Input for this task:
--

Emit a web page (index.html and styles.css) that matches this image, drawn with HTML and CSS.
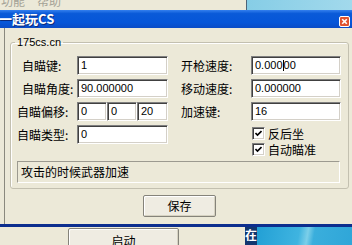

--

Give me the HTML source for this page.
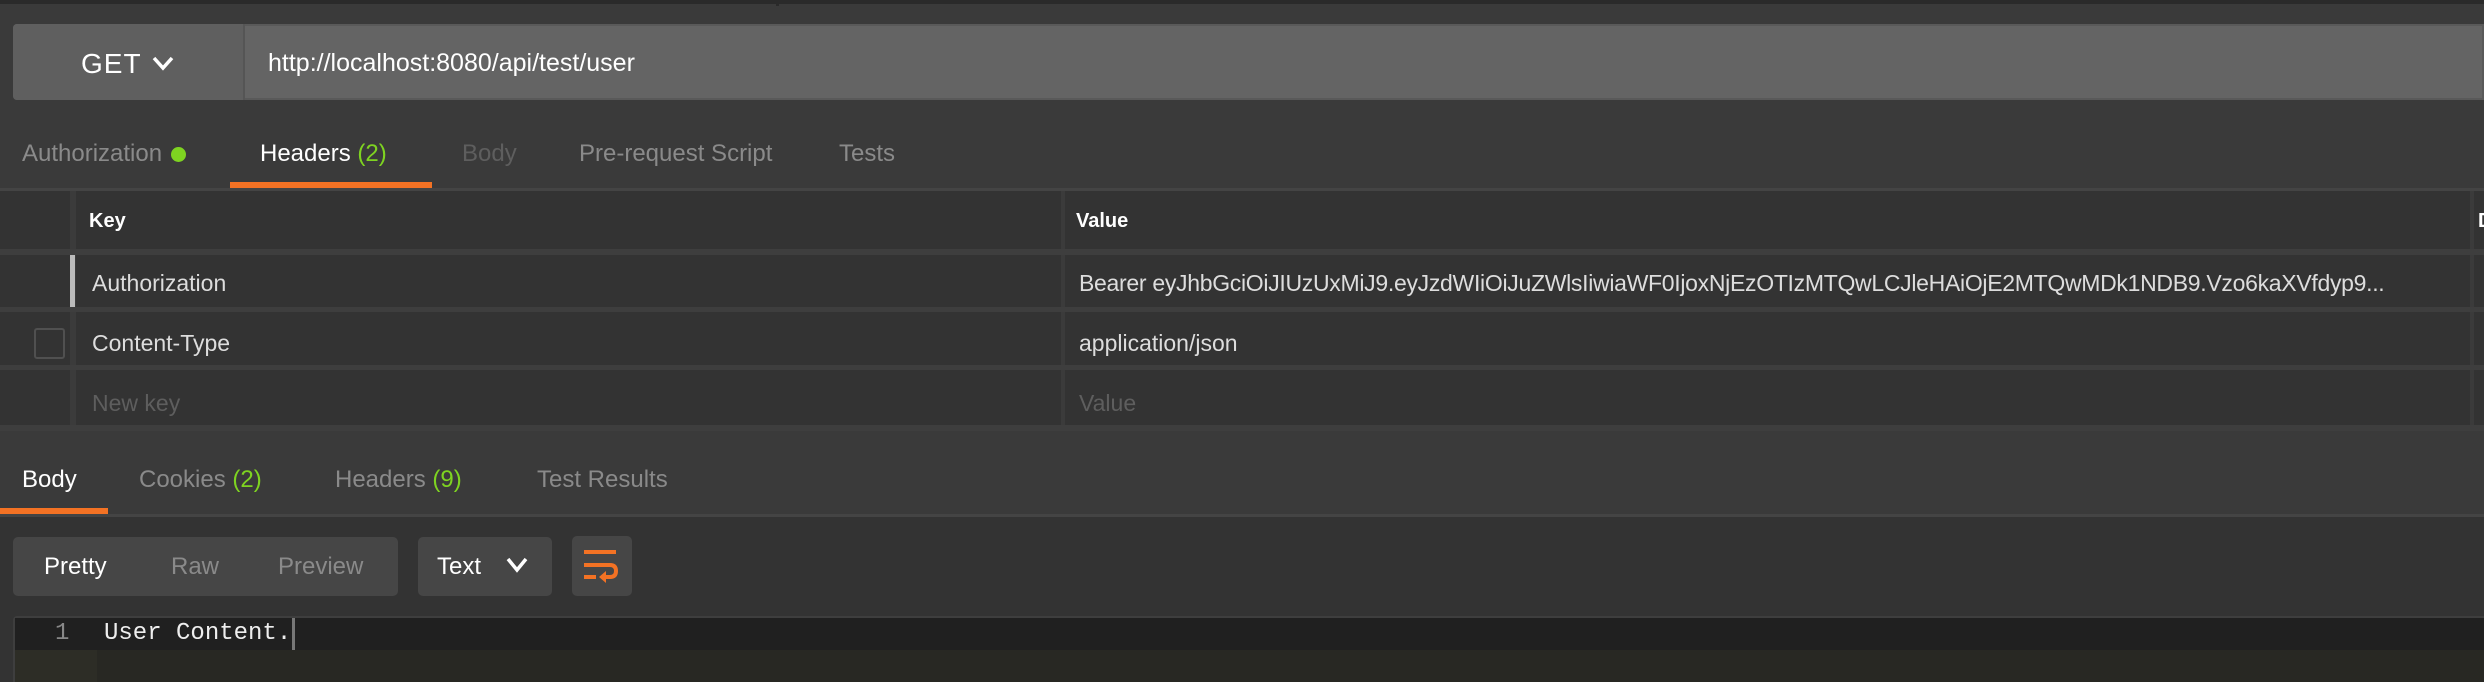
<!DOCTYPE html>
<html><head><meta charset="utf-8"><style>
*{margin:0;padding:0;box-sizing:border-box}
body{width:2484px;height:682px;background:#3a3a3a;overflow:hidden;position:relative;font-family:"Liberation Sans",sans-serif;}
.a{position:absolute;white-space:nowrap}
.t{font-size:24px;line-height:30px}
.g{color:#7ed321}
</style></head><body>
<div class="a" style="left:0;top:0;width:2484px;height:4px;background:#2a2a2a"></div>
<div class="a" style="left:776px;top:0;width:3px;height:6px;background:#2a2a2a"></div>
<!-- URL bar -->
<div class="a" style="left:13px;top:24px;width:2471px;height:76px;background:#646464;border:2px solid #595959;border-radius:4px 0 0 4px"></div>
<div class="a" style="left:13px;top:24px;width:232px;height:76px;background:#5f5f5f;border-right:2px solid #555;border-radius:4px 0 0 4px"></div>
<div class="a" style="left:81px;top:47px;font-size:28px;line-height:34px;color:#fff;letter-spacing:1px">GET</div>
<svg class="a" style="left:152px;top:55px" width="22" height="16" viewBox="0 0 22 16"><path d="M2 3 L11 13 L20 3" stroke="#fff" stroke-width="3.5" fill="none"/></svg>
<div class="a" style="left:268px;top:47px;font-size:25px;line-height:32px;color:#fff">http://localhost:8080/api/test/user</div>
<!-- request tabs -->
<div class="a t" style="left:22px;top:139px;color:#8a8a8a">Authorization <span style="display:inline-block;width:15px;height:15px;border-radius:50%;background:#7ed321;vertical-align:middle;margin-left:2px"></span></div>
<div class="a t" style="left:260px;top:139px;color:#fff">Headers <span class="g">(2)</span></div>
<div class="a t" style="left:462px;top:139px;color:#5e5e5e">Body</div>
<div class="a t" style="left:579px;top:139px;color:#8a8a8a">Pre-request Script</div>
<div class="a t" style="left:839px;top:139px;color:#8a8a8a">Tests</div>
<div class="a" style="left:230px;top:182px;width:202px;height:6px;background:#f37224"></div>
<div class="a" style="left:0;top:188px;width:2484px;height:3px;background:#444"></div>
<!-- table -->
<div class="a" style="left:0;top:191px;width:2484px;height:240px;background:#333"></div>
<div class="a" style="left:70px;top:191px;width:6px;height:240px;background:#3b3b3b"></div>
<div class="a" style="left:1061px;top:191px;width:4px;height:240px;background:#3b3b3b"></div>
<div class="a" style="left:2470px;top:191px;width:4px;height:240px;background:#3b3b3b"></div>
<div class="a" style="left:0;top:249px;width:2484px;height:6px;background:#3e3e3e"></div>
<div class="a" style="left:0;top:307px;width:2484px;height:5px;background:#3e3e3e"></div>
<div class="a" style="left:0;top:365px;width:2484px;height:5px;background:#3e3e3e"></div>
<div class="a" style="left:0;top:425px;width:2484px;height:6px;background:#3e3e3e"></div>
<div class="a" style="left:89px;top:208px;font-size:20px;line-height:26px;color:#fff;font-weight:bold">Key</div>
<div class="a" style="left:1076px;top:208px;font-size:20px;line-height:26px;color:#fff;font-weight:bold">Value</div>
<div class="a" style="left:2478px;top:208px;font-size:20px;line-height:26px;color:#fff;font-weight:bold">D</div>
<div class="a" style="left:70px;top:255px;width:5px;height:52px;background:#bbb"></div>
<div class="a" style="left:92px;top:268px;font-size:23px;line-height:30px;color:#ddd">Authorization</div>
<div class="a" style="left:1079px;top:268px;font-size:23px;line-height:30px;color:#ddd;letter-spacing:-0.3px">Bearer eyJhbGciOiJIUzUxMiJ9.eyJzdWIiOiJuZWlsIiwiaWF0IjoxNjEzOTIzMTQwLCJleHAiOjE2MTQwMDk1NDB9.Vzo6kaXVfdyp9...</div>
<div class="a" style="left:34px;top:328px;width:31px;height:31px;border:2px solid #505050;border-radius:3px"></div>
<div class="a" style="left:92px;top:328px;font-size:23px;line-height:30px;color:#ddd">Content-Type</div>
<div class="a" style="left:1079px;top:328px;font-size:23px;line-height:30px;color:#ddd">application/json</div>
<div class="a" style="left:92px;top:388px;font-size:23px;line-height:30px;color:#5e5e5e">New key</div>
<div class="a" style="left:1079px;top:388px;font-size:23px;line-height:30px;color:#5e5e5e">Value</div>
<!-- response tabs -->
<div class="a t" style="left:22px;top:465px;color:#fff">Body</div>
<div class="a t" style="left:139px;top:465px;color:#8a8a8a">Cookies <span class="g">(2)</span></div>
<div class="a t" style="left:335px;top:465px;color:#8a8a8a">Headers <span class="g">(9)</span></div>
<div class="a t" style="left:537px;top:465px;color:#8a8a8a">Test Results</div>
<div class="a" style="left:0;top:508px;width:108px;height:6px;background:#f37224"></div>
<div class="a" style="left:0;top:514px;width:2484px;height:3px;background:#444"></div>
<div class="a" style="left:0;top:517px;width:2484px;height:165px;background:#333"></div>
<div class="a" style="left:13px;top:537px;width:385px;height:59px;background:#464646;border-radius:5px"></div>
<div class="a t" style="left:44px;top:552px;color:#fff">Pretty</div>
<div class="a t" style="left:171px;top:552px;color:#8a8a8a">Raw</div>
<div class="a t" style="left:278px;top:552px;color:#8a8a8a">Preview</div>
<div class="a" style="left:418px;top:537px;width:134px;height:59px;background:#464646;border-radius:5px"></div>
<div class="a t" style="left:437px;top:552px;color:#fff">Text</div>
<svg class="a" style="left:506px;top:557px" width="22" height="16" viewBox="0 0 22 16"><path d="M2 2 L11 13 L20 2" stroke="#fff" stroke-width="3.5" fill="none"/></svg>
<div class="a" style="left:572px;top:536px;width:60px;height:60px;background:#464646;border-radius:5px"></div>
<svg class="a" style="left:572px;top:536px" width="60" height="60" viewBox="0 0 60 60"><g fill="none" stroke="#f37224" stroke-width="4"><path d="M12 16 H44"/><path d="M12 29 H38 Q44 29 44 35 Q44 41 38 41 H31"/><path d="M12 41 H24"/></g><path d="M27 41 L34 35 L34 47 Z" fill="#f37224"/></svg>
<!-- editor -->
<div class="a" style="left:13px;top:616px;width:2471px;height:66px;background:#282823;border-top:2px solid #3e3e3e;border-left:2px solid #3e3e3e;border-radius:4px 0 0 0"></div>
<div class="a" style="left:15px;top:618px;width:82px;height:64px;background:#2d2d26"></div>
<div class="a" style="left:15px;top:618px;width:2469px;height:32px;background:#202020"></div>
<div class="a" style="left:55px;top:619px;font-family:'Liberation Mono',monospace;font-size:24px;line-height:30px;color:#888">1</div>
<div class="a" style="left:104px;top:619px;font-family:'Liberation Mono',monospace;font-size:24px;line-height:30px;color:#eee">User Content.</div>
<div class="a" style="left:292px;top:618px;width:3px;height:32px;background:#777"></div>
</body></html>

--

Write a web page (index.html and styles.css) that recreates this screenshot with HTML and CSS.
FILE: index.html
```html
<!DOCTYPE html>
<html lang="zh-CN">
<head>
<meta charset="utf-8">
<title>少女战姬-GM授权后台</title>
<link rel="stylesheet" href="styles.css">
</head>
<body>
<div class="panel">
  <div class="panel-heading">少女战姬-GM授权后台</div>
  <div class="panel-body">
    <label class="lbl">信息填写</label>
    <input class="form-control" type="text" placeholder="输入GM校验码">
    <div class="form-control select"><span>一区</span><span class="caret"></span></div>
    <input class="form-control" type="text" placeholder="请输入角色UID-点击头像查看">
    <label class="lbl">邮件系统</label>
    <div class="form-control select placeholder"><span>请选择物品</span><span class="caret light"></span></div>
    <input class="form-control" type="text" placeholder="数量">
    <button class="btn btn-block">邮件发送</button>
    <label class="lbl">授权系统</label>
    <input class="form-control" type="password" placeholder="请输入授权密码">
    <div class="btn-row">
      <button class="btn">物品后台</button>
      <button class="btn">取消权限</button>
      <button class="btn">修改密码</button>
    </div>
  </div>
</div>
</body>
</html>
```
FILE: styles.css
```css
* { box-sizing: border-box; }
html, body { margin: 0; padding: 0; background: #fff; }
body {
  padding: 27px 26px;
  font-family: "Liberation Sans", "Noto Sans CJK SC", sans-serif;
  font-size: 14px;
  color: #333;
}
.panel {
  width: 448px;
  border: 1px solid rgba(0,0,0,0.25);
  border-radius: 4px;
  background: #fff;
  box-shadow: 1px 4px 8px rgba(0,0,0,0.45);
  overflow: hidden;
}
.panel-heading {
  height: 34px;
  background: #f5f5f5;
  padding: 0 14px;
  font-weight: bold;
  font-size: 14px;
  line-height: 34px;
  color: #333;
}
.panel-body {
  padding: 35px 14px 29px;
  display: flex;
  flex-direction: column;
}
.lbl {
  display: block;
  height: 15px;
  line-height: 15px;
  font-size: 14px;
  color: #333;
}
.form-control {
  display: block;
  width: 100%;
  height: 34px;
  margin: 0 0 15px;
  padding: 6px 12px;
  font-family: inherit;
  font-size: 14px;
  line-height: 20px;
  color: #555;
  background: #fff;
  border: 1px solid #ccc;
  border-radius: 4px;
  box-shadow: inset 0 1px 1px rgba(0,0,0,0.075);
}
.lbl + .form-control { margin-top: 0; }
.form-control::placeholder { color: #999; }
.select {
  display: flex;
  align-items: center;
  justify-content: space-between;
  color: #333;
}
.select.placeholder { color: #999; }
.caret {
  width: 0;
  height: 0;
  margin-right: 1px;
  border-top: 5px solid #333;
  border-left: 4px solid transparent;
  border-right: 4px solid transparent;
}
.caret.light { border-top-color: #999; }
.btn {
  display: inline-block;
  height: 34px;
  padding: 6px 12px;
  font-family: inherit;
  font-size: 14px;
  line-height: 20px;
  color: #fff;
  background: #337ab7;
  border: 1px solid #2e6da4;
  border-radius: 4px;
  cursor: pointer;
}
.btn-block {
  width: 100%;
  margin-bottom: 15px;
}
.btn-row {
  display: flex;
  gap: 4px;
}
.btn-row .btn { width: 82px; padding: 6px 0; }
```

--

Stated problem: Search the lines for "with". Copy each line that has it.

Output of the task:
Emit a web page (index.html and styles.css) that matches this image, drawn with HTML and CSS.
Write a web page (index.html and styles.css) that recreates this screenshot with HTML and CSS.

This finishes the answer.